Proof orders are also pathological and tend to hit every branch of the Ugly Tree on the way down: multiple ship-tos, deliberate short-stocks, sales tax, gift messages, returns and refunds, because you want to test all of those conditions. If one of those was to be mistaken for a real order then it might tie up three or four departments in a frenzy instead of just one.
That's what happens when you mistake a test order for a real one. It's an even bigger mess when the opposite happens. Even if you're just a "Market intermediary" you still need the ability to attach meta-data as it passes through your own system.
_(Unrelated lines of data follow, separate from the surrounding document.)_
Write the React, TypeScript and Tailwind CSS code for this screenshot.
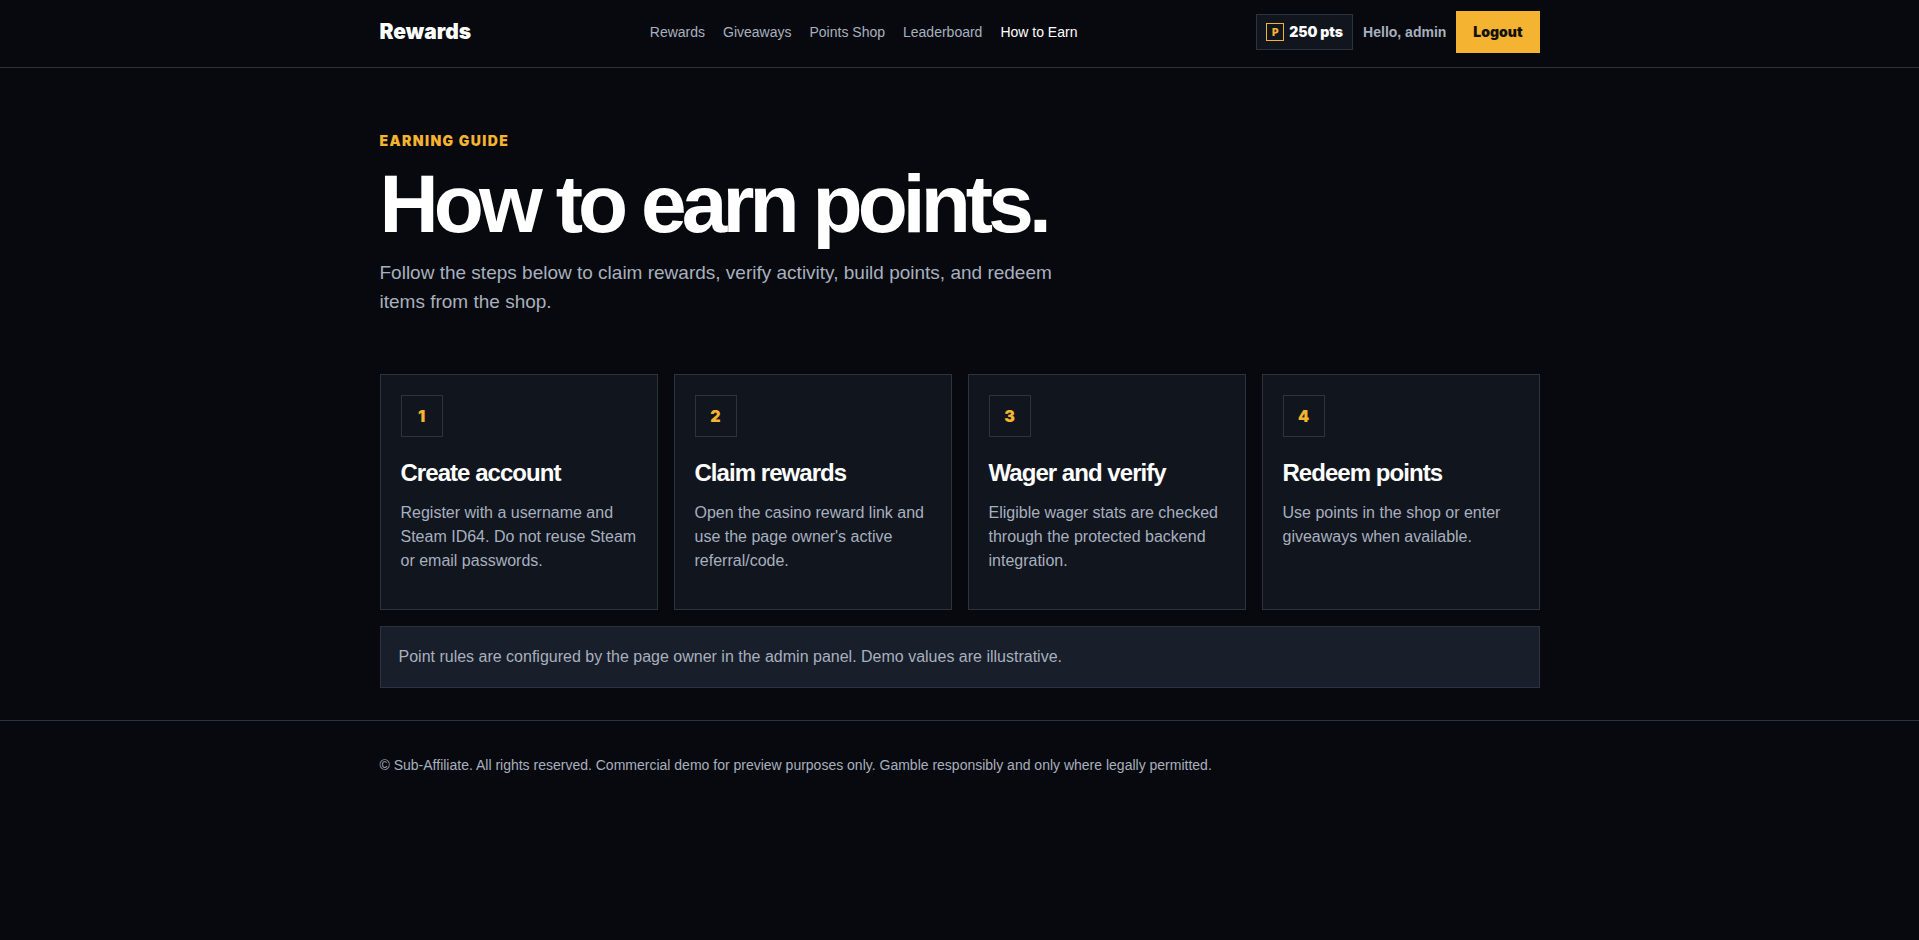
type NavItem = { href: string; label: string; active?: boolean };
type Step = { title: string; text: string };

const navItems: NavItem[] = [
  { href: '#rewards', label: 'Rewards' },
  { href: '#giveaways', label: 'Giveaways' },
  { href: '#shop', label: 'Points Shop' },
  { href: '#leaderboard', label: 'Leaderboard' },
  { href: '#how-to-earn', label: 'How to Earn', active: true }
];

const steps: Step[] = [
  {
    title: 'Create account',
    text: 'Register with a username and Steam ID64. Do not reuse Steam or email passwords.'
  },
  {
    title: 'Claim rewards',
    text: "Open the casino reward link and use the page owner's active referral/code."
  },
  {
    title: 'Wager and verify',
    text: 'Eligible wager stats are checked through the protected backend integration.'
  },
  {
    title: 'Redeem points',
    text: 'Use points in the shop or enter giveaways when available.'
  }
];

function SiteHeader() {
  return (
    <header className="border-b border-[#2d3240] px-5 pb-[3px]">
      <div className="mx-auto flex min-h-16 max-w-[1160px] flex-wrap items-center justify-between gap-x-4">
        <a href="#home" className="font-['Inter',sans-serif] text-[21px] font-black text-white">
          Rewards
        </a>

        <nav className="flex flex-wrap items-center gap-[18px] text-sm">
          {navItems.map((item) => (
            <a
              key={item.href}
              href={item.href}
              aria-current={item.active ? 'page' : undefined}
              className={item.active ? 'text-white' : 'text-[#a7b0be] hover:text-white'}
            >
              {item.label}
            </a>
          ))}
        </nav>

        <div className="flex items-center gap-[10px]">
          <div className="flex h-9 items-center gap-[5px] border border-[#2d3240] bg-[#11151e] px-[9px] font-['Inter',sans-serif] font-black">
            <span className="grid size-[18px] place-items-center border border-[#f4b331] text-[10px] leading-none text-[#f4b331]">
              P
            </span>
            <span className="text-sm text-white">250 pts</span>
          </div>
          <span className="text-sm font-bold text-[#a7b0be]">Hello, admin</span>
          <button
            type="button"
            className="h-[42px] bg-[#f4b331] px-[17px] font-['Inter',sans-serif] text-sm font-black text-[#11110d]"
          >
            Logout
          </button>
        </div>
      </div>
    </header>
  );
}

function StepCard({ step, number }: { step: Step; number: number }) {
  return (
    <article className="min-h-[236px] border border-[#2d3240] bg-[#11151e] p-5">
      <div className="grid size-[42px] place-items-center border border-[#2d3240] font-['Inter',sans-serif] text-base font-black text-[#f4b331]">
        {number}
      </div>
      <h2 className="mt-5 text-2xl font-bold tracking-[-0.04em] text-white">{step.title}</h2>
      <p className="mt-3 text-base text-[#a7b0be]">{step.text}</p>
    </article>
  );
}

export default function App() {
  return (
    <div className="min-h-screen bg-[#08090e] font-['Liberation_Sans',Arial,sans-serif] text-[#a7b0be]">
      <SiteHeader />

      <main className="px-5 pt-16 pb-8">
        <div className="mx-auto max-w-[1160px]">
          <p className="font-['Inter',sans-serif] text-sm leading-[18px] font-black tracking-widest text-[#f4b331] uppercase">
            Earning guide
          </p>
          <h1 className="mt-4 text-[82px] leading-[76px] font-bold tracking-[-0.06em] text-white">
            How to earn points.
          </h1>
          <p className="mt-4 max-w-[720px] text-[19px] leading-[29px]">
            Follow the steps below to claim rewards, verify activity, build points, and redeem items from the shop.
          </p>

          <section className="mt-[58px] grid gap-4 sm:grid-cols-2 lg:grid-cols-4">
            {steps.map((step, index) => (
              <StepCard key={step.title} step={step} number={index + 1} />
            ))}
          </section>

          <p className="mt-4 border border-[#2d3240] bg-[#181e2a] p-[18px] text-base">
            Point rules are configured by the page owner in the admin panel. Demo values are illustrative.
          </p>
        </div>
      </main>

      <footer className="border-t border-[#2d3240] px-5 py-[34px] text-sm">
        <p className="mx-auto max-w-[1160px]">
          © Sub-Affiliate. All rights reserved. Commercial demo for preview purposes only. Gamble responsibly and only
          where legally permitted.
        </p>
      </footer>
    </div>
  );
}
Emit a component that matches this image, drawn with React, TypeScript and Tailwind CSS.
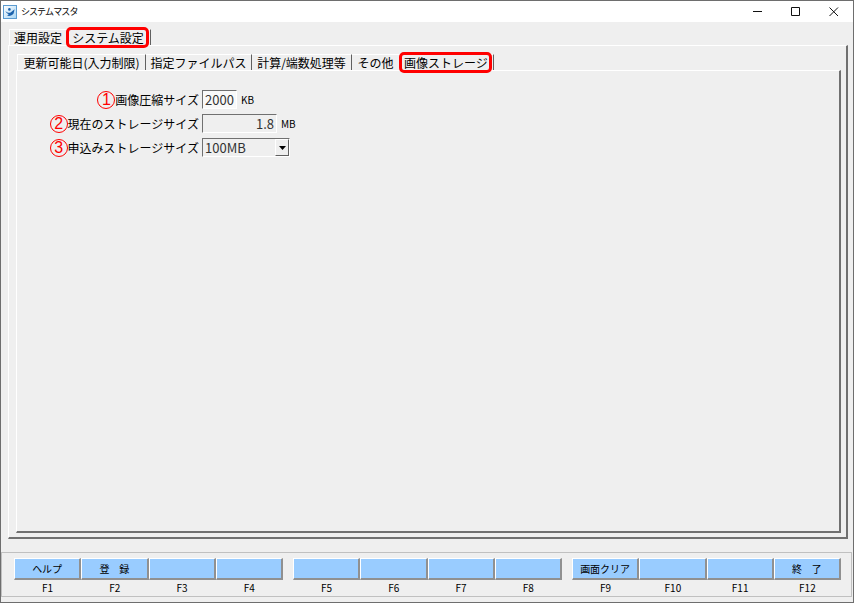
import { useState } from 'react';
import clsx from 'clsx';

const mainTabs = [
  { label: '運用設定', width: 'w-[57px]' },
  { label: 'システム設定', width: 'w-[85px]' },
];

const subTabs = [
  { label: '更新可能日(入力制限)', width: 'w-[129px]' },
  { label: '指定ファイルパス', width: 'w-[106px]' },
  { label: '計算/端数処理等', width: 'w-[100px]' },
  { label: 'その他', width: 'w-[47px]' },
  { label: '画像ストレージ', width: 'w-[95px]' },
];

const keyGroups = [
  [
    { key: 'F1', label: 'ヘルプ' },
    { key: 'F2', label: '登　録' },
    { key: 'F3', label: '' },
    { key: 'F4', label: '' },
  ],
  [
    { key: 'F5', label: '' },
    { key: 'F6', label: '' },
    { key: 'F7', label: '' },
    { key: 'F8', label: '' },
  ],
  [
    { key: 'F9', label: '画面クリア' },
    { key: 'F10', label: '' },
    { key: 'F11', label: '' },
    { key: 'F12', label: '終　了' },
  ],
];

const fieldClass =
  'h-[19px] rounded-none border border-t-[#707070] border-l-[#707070] border-r-white border-b-white px-[2px] text-[13px] leading-[17px] text-[#333] outline-none';

function AppIcon() {
  return (
    <svg width="14" height="14" viewBox="0 0 14 14" aria-hidden="true">
      <defs>
        <linearGradient id="appIcon" x1="0" y1="0" x2="1" y2="1">
          <stop offset="0" stopColor="#ffffff" />
          <stop offset="1" stopColor="#a4d3f2" />
        </linearGradient>
      </defs>
      <rect x="0.5" y="0.5" width="13" height="13" fill="url(#appIcon)" stroke="#5b9bd0" />
      <circle cx="6.4" cy="4.4" r="1.3" fill="#1b62ac" />
      <path d="M2.4 6C4 7.8 6 8.2 7.6 7.4L11.6 4.2 10.6 8.6C9 11 6 11.6 3.8 10.6 5.4 10.2 5.8 9.6 5.4 9 4 8.4 3 7.4 2.4 6Z" fill="#1b62ac" />
    </svg>
  );
}

function TitleBar() {
  return (
    <header className="flex h-[21px] items-center bg-white pl-[2px]">
      <AppIcon />
      <h1 className="ml-1 flex-1 text-[9px] leading-4 [font-feature-settings:'palt']">システムマスタ</h1>
      <button aria-label="最小化" className="flex h-full w-[38px] items-center justify-center">
        <svg width="10" height="10" viewBox="0 0 10 10" stroke="#111" fill="none">
          <path d="M0 4.5h9" />
        </svg>
      </button>
      <button aria-label="最大化" className="flex h-full w-[38px] items-center justify-center">
        <svg width="10" height="10" viewBox="0 0 10 10" stroke="#111" fill="none">
          <path d="M.5 .5h8v8h-8z" />
        </svg>
      </button>
      <button aria-label="閉じる" className="flex h-full w-[38px] items-center justify-center">
        <svg width="10" height="10" viewBox="0 0 10 10" stroke="#111" fill="none">
          <path d="m.5 .5 8.5 8.5M9 .5.5 9" />
        </svg>
      </button>
    </header>
  );
}

type TabBarProps = {
  tabs: { label: string; width: string }[];
  active: number;
  onChange: (index: number) => void;
};

function TabBar({ tabs, active, onChange }: TabBarProps) {
  return (
    <div role="tablist" className="flex pl-px">
      {tabs.map((tab, i) => (
        <button
          key={tab.label}
          role="tab"
          aria-selected={i === active}
          onClick={() => onChange(i)}
          className={clsx(
            'relative flex h-4 items-center justify-center border-t border-t-white text-[12px] leading-[14px] whitespace-nowrap',
            tab.width,
            i + 1 !== active && 'border-r border-r-[#606060]',
            i === 0 && 'border-l border-l-white'
          )}
        >
          {tab.label}
          {i === active && (
            <span className="absolute -top-[3px] right-px -bottom-[3px] left-0 rounded-[5px] border-3 border-[#f00]" />
          )}
        </button>
      ))}
    </div>
  );
}

function FieldLabel({ id, mark, children }: { id: string; mark: string; children: string }) {
  return (
    <label htmlFor={id} className="flex h-[19px] items-center justify-end pr-[3px] text-[12px] leading-[18px] whitespace-nowrap">
      <span className="flex size-[18px] items-center justify-center rounded-full border border-[#f00] font-['Liberation_Sans',sans-serif] text-[16px] leading-4 text-[#f00]">
        {mark}
      </span>
      {children}
    </label>
  );
}

function StorageForm() {
  const [size, setSize] = useState('2000');
  const [plan, setPlan] = useState('100MB');

  return (
    <form className="grid grid-cols-[185px_1fr] gap-y-[5px] pt-[19px]">
      <FieldLabel id="compress" mark="1">画像圧縮サイズ</FieldLabel>
      <div className="flex items-center gap-1">
        <input
          id="compress"
          value={size}
          onChange={(e) => setSize(e.target.value)}
          className={clsx(fieldClass, 'w-[35px] bg-[#f9f9f9]')}
        />
        <span className="text-[10px] leading-4">KB</span>
      </div>
      <FieldLabel id="current" mark="2">現在のストレージサイズ</FieldLabel>
      <div className="flex items-center gap-1">
        <input id="current" readOnly value="1.8" className={clsx(fieldClass, 'w-[75px] bg-[#efefef] text-right')} />
        <span className="text-[10px] leading-4">MB</span>
      </div>
      <FieldLabel id="plan" mark="3">申込みストレージサイズ</FieldLabel>
      <div className="relative w-[88px]">
        <select
          id="plan"
          value={plan}
          onChange={(e) => setPlan(e.target.value)}
          className={clsx(fieldClass, 'block w-full appearance-none bg-[#efefef]')}
        >
          <option>100MB</option>
        </select>
        <span className="pointer-events-none absolute top-px right-px bottom-px flex w-[14px] items-center justify-center border border-t-white border-r-[#606060] border-b-[#606060] border-l-white bg-[#efefef]">
          <svg width="7" height="4" viewBox="0 0 7 4" aria-hidden="true">
            <path d="M0 0h7L3.5 4z" fill="#000" />
          </svg>
        </span>
      </div>
    </form>
  );
}

function FunctionKeys() {
  return (
    <footer className="mt-[13px] mr-px mb-[5px] flex gap-[10px] border border-[#c0c0c0] pt-[5px] pr-[10px] pb-px pl-3">
      {keyGroups.map((group) => (
        <div key={group[0].key} className="grid flex-1 grid-cols-4">
          {group.map(({ key, label }) => (
            <div key={key} className="flex flex-col items-center">
              <button
                id={key}
                aria-label={label || key}
                className="h-[22px] w-full border-t border-r-2 border-b-2 border-l border-t-white border-r-[#909090] border-b-[#909090] border-l-white bg-[#99ccff] text-[10px] leading-4 whitespace-pre"
              >
                {label}
              </button>
              <label htmlFor={key} className="text-[10px] leading-[15px]">
                {key}
              </label>
            </div>
          ))}
        </div>
      ))}
    </footer>
  );
}

export default function App() {
  const [mainTab, setMainTab] = useState(1);
  const [subTab, setSubTab] = useState(4);

  return (
    <div className="flex min-h-screen flex-col border border-[#6e6e6e] bg-[#efefef] font-['Noto_Sans_CJK_JP',sans-serif] text-black">
      <TitleBar />
      <main className="flex flex-1 flex-col pt-[7px] pr-[5px] pl-[7px]">
        <TabBar tabs={mainTabs} active={mainTab} onChange={setMainTab} />
        <section className="flex flex-1 flex-col border-t border-r-2 border-b-2 border-l border-t-white border-r-[#707070] border-b-[#707070] border-l-white pt-2 pr-[5px] pb-1 pl-[7px]">
          <TabBar tabs={subTabs} active={subTab} onChange={setSubTab} />
          <section className="flex-1 border-t border-r-2 border-b-2 border-l border-t-white border-r-[#707070] border-b-[#707070] border-l-white">
            <StorageForm />
          </section>
        </section>
      </main>
      <FunctionKeys />
    </div>
  );
}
The classic EDI standard isn't trendy among the kids nowadays; it's seen as a product of the mainframe era: pre-XML, pre-Internet, pre-PKI, pre-Everything. That much has become abundantly clear just from all the different dot-coms who come to us seeking everything except good 'ol ANSI X12. On the downside, no formidable standard has risen to replace it, only a vast wasteland of homemade crap. The tower of babel has fallen once again and as a result we feel like we're playing Twister with rubber-armed mutants and a play-mat with ten thousand colored dots on it, and every color on the spinner is spelled in a different language. And some of them are in EBCDIC. And big-endian.
I am annoyed that everybody and his uncle feel it's necessary to make a boring and mundane part of business "special". It isn't special, it's plumbing. There is nothing to gain and everything to lose by inventing your own format. Forty years after the invention of EDI and you're still all doing it wrong.